If they answer yes: That means your number is the ace, 2,3,4,5, or 6. What is the number of your card? You may lie or tell the truth. Since the selection is now fourth from the top, you can spell any answer except three. Count if they say three. The card will be on top of the packet or on top of the deck. Reveal it accordingly.

If they answer no: That means your card is the 7,8,9,10, jack, queen, or king. Name your card. You may lie or tell the truth. Since the selection is now fifth from the top, you can spell any answer except for the ten. The card will be on top of the packet or on top of the deck. Reveal it accordingly.

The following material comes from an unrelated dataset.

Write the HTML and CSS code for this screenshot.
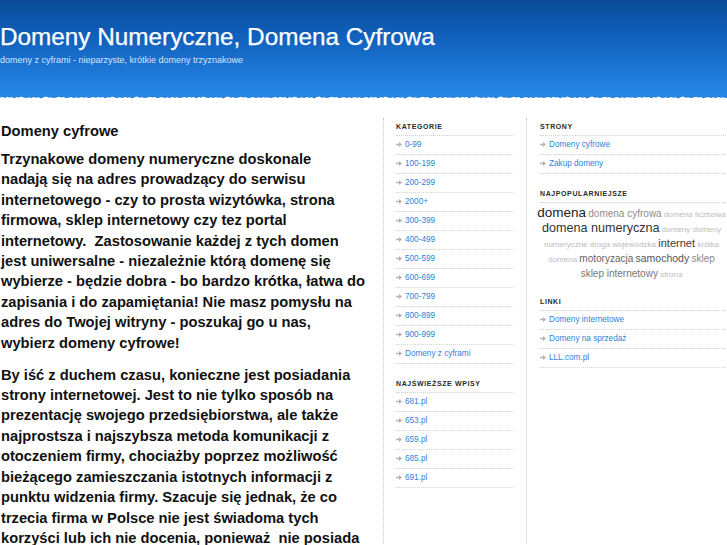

If they name ten, one additional question: I have said this deck is really a computer programmed to separate the truth from falsehoods. Do you believe I should leave the computer on or turn it off to locate your card? You may lie or tell the truth.

If they say "on": Spectator spells the answer and the card is on top of the packet.

If they say "off': Push the top card of the deck forward as you did before and say, Then take this other key and put it in the lock here. Indicate the center of the pack again. The spectator follows your directions. The selection (which may or may not really be the ten) is now on top of the deck.

Regurgitations. The following is an excerpt from Allan' s letter to me. "The troublesome ten created an interesting challenge and correspondence was generated with certain inventive minds which prompted Karl Fulves to suggest the trick should be titled International Liar. Fulves recommended utilizing a version of Jay Ose's "turn off the computer" idea. Phil Goldstein gave me the idea of asking a two letter/ three letter question after spelling the ten and so phrasing the question that the reply would always be the two letter word. However, I consider it imperative for maximum impact to conclude each question with the you-may-lie-or-tell-the-truth tag and thus worked out the approach included here."

Allan asks five questions instead of the usual three. This makes the trick seem that much more impossible. Sticking with the tag line (you may lie or tell the truth) throughout has made this not only a killer but causes them to laugh while they die.